Later we discovered that we were able to get our cruising permit for Panama (we had just come in from the Galapagos & Cocos) right next door to the police station. Immigration, however, must be done in Santiago (or, as we did, in Panama City if you are going there.)

Busses do the 50-minute trip to Santiago every half hour for $0.95. You could pop off halfway in the town of Montijo for basic groceries, but in Santiago, the bus passes right by a well-stocked Super 99 whose manager Jose Felix was particularly friendly and helpful. There is a panaderia right across the street, and if you have all you need the bus stops there on its way back as well.
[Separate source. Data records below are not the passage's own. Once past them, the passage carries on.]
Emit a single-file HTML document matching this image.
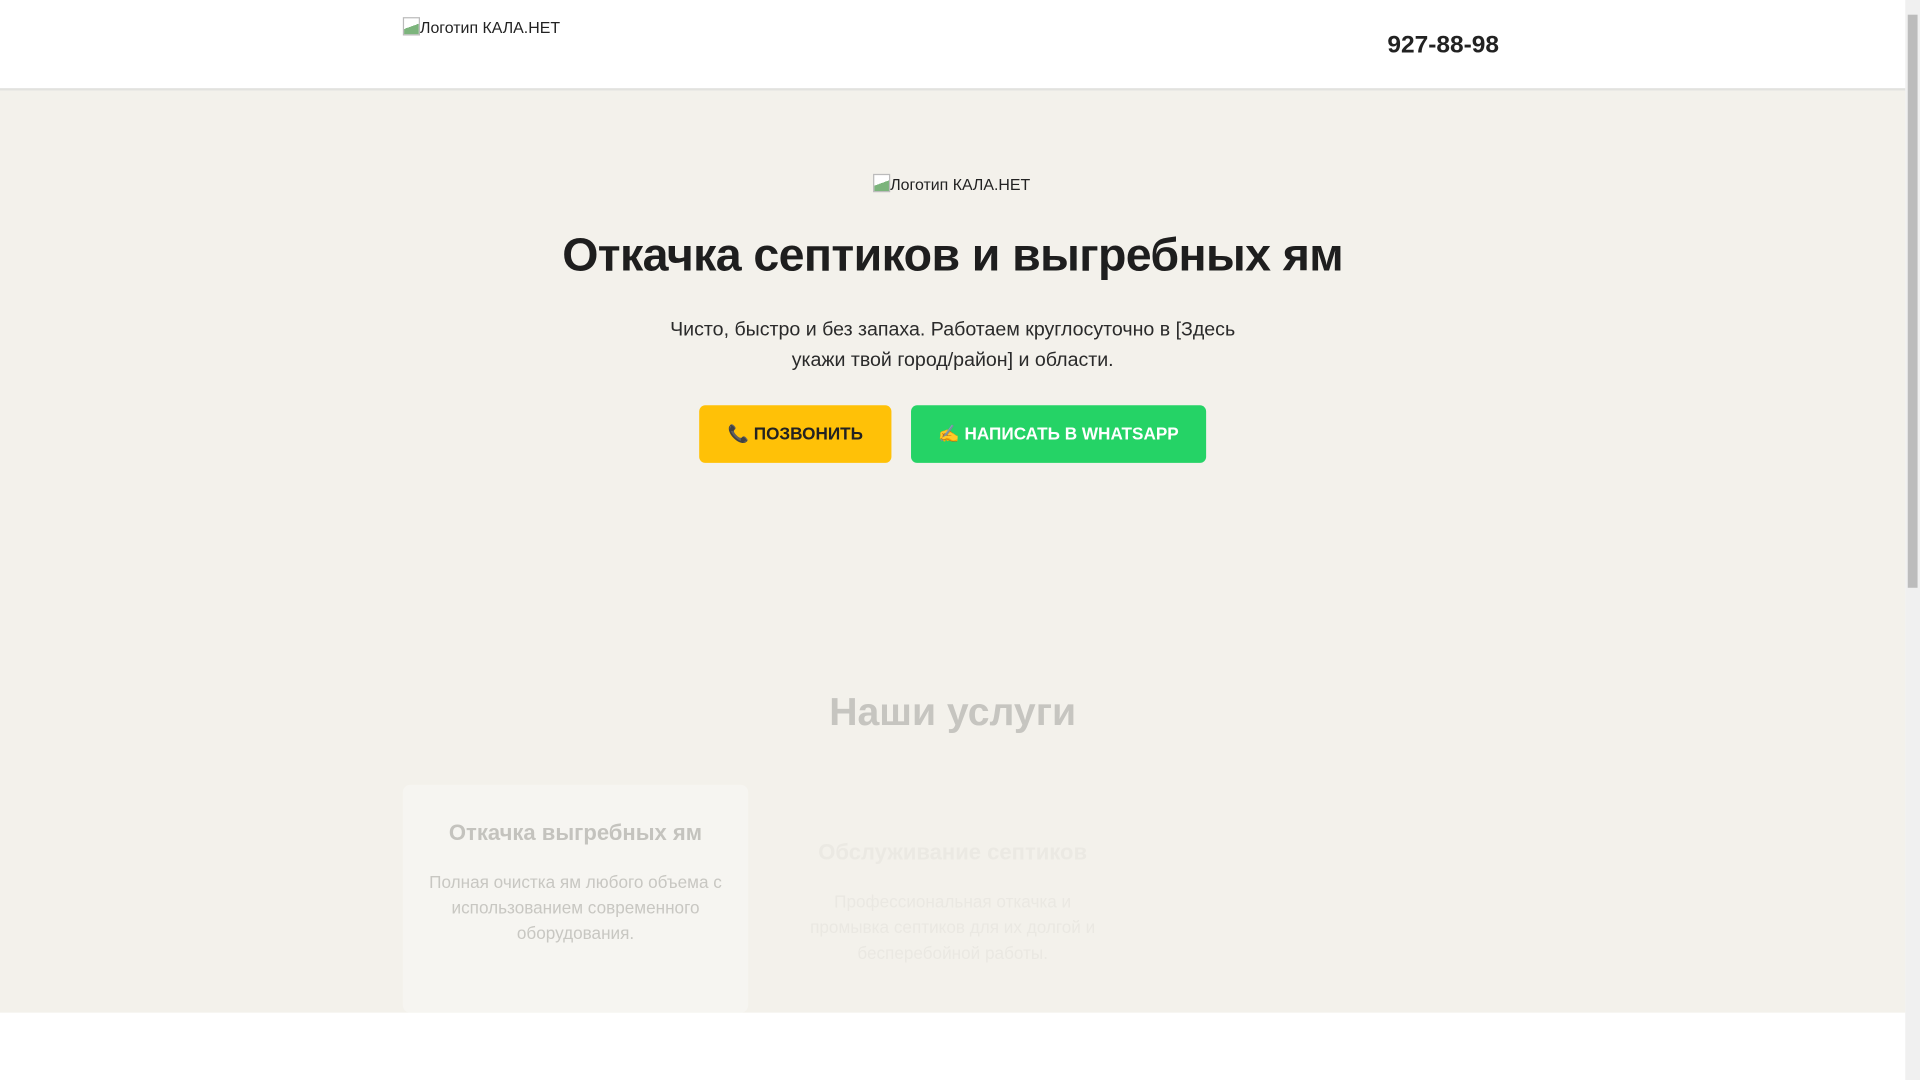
<!DOCTYPE html>
<html><head><meta charset="utf-8"><style>
html,body{margin:0;padding:0;width:1920px;height:1080px;overflow:hidden;background:#fff}
#w{position:absolute;left:0;top:0;width:1568px;height:882px;transform:scale(1.22449);transform-origin:0 0;font-family:"Liberation Sans",sans-serif;color:#222}
.hdr{position:absolute;left:0;top:0;width:1556px;height:72px;background:#fff;border-bottom:2px solid #e2e2de}
.logo{position:absolute;font-size:13px;color:#222;white-space:nowrap}
.logo i{display:inline-block;width:14px;height:15px;border:1px solid #bbb;vertical-align:-2px;background:linear-gradient(160deg,#fff 50%,#7cb47c 50%);box-sizing:border-box}
.phone{position:absolute;left:1133px;top:26px;font-size:20px;font-weight:bold;color:#222}
.hero{position:absolute;left:0;top:74px;width:1556px;height:753px;background:#f3f1eb}
.c{position:absolute;left:0;width:1556px;text-align:center}
h1{margin:0;font-size:38px;font-weight:bold;color:#1e1e1e;letter-spacing:-0.5px}
.sub{font-size:16px;line-height:25px;color:#2a2a2a}
.btn{position:absolute;top:331px;height:47px;border-radius:5px;font-weight:bold;font-size:14px;line-height:47px;text-align:center}
.card{position:absolute;left:329px;top:641px;width:282px;height:186px;background:#f6f5f1;border-radius:6px}
.sb{position:absolute;left:1556px;top:0;width:12px;height:882px;background:#f0f0f0}
.th{position:absolute;left:1558px;top:12px;width:8px;height:468px;background:#bcbcbc}
</style></head><body><div id="w">
<div class="hdr"></div>
<div class="logo" style="left:329px;top:14px"><i></i>Логотип КАЛА.НЕТ</div>
<div class="phone">927-88-98</div>
<div class="hero"></div>
<div class="logo" style="left:713px;top:142px"><i></i>Логотип КАЛА.НЕТ</div>
<div class="c" style="top:188px"><h1>Откачка септиков и выгребных ям</h1></div>
<div class="c sub" style="top:257px">Чисто, быстро и без запаха. Работаем круглосуточно в [Здесь<br>укажи твой город/район] и области.</div>
<div class="btn" style="left:571px;width:157px;background:#ffc107;color:#222">📞 ПОЗВОНИТЬ</div>
<div class="btn" style="left:744px;width:241px;background:#25d366;color:#fff">✍ НАПИСАТЬ В WHATSAPP</div>
<div class="c" style="top:563px;font-size:32px;font-weight:bold;color:#c6c5c0">Наши услуги</div>
<div class="card"></div>
<div style="position:absolute;left:329px;top:670px;width:282px;text-align:center;font-size:18px;font-weight:bold;color:#c4c3be">Откачка выгребных ям</div>
<div style="position:absolute;left:345px;top:710px;width:250px;text-align:center;font-size:14px;line-height:21px;color:#c8c7c2">Полная очистка ям любого объема с использованием современного оборудования.</div>
<div style="position:absolute;left:640px;top:686px;width:276px;text-align:center;font-size:18px;font-weight:bold;color:#ebe9e3">Обслуживание септиков</div>
<div style="position:absolute;left:655px;top:726px;width:246px;text-align:center;font-size:14px;line-height:21px;color:#eae8e2">Профессиональная откачка и промывка септиков для их долгой и бесперебойной работы.</div>
<div class="sb"></div><div class="th"></div>
</div></body></html>
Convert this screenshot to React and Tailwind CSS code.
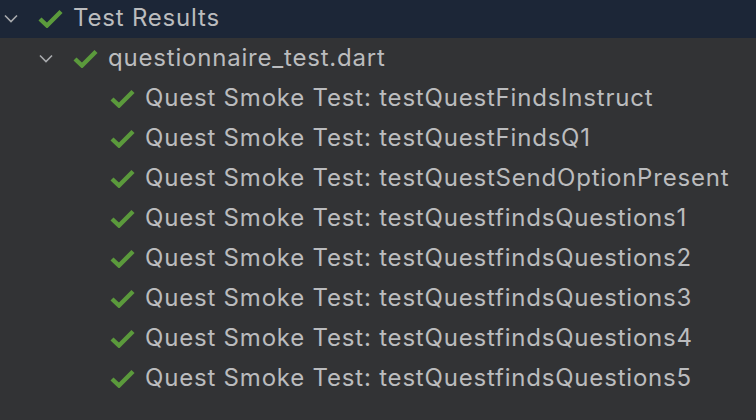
import React from "react";

const Check = () => (
  <svg width="25" height="19" viewBox="0 0 25 19" className="shrink-0">
    <path d="M2 10 L9 16.5 L23 2.5" fill="none" stroke="#5b9a3c" strokeWidth="4.4" strokeLinecap="butt" strokeLinejoin="miter" />
  </svg>
);

const Chevron = () => (
  <svg width="14" height="9" viewBox="0 0 14 9" className="shrink-0">
    <path d="M1 1.5 L7 7.5 L13 1.5" fill="none" stroke="#a9abae" strokeWidth="1.6" />
  </svg>
);

const tests = [
  "testQuestFindsInstruct",
  "testQuestFindsQ1",
  "testQuestSendOptionPresent",
  "testQuestfindsQuestions1",
  "testQuestfindsQuestions2",
  "testQuestfindsQuestions3",
  "testQuestfindsQuestions4",
  "testQuestfindsQuestions5",
];

const App = () => {
  return (
    <div
      className="w-[756px] h-[420px] overflow-hidden bg-[#323335] text-[#bbbcbe] text-[24px] tracking-[0.8px]"
      style={{ fontFamily: "Inter, 'Noto Sans', sans-serif" }}
    >
      <div className="-mt-[2px]">
        <div className="h-[40px] flex items-center bg-[#1c2637]">
          <div className="w-[22px] flex justify-center">
            <Chevron />
          </div>
          <div className="ml-[16px]">
            <Check />
          </div>
          <span className="ml-[10px]">Test Results</span>
        </div>
        <div className="h-[40px] flex items-center pl-[35px]">
          <div className="w-[22px] flex justify-center">
            <Chevron />
          </div>
          <div className="ml-[16px]">
            <Check />
          </div>
          <span className="ml-[10px]">questionnaire_test.dart</span>
        </div>
        {tests.map((t) => (
          <div key={t} className="h-[40px] flex items-center pl-[110px]">
            <Check />
            <span className="ml-[10px]">Quest Smoke Test: {t}</span>
          </div>
        ))}
      </div>
    </div>
  );
};

export default App;
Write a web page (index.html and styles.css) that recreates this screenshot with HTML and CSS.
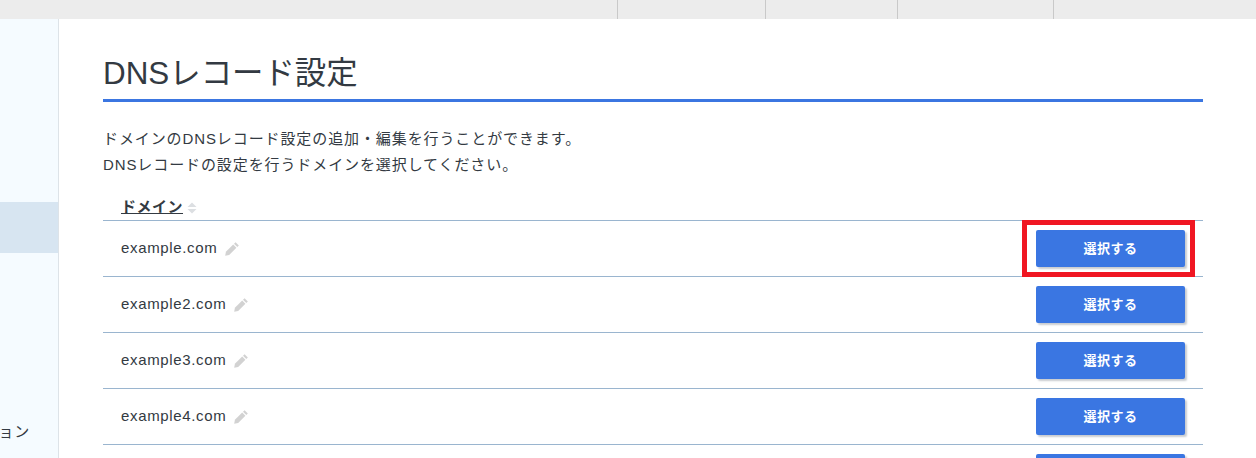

If you have too much stuff, you can catch a cab back for $12, and this will enable you to beg a stop at the fresh market, a street full of fruit and vegie stalls, on the way. Prior to our provisioning run in Santiago, we'd filled a cooler with "exotic...aka green" vegetables at Panama City's wonderful Mini Max (oriental greengrocer in Patilla area) and brought it back on the bus! You won't find alot of such "exotic" stuff in Santiago, although there is a second modern supermarket called Machetasu in a mall on the PanAmerican Highway (but it is not on the bus route) that has some different cold items, with a great Spiegel/True Value hardware next door.

To travel to Panama City you can catch a bus at the terminal in Santiago, or you can hop over to Los Toucanes Restaurant, a few blocks away on the PanAmerican Highway, and try to snag the Express bus from David making its pit stop there. It is allegedly faster. Our trip took us 3 hours for $6 on a Saturday. The return was a bit slower on a weekday.

Everybody in Puerto Mutis knew we'd be gone for three days. While I doubt anything would have been touched regardless, we did hire a fisherman known as Carlos Iguana to look after the boat, even to running the engine (from the cockpit) and hour and a half each night. He came recommended by Tom Yust, and it was a great choice as everyone in town clearly held Carlos in esteem. The boat was safe and sound with batteries fully charged upon our return. We paid him $20 for his services.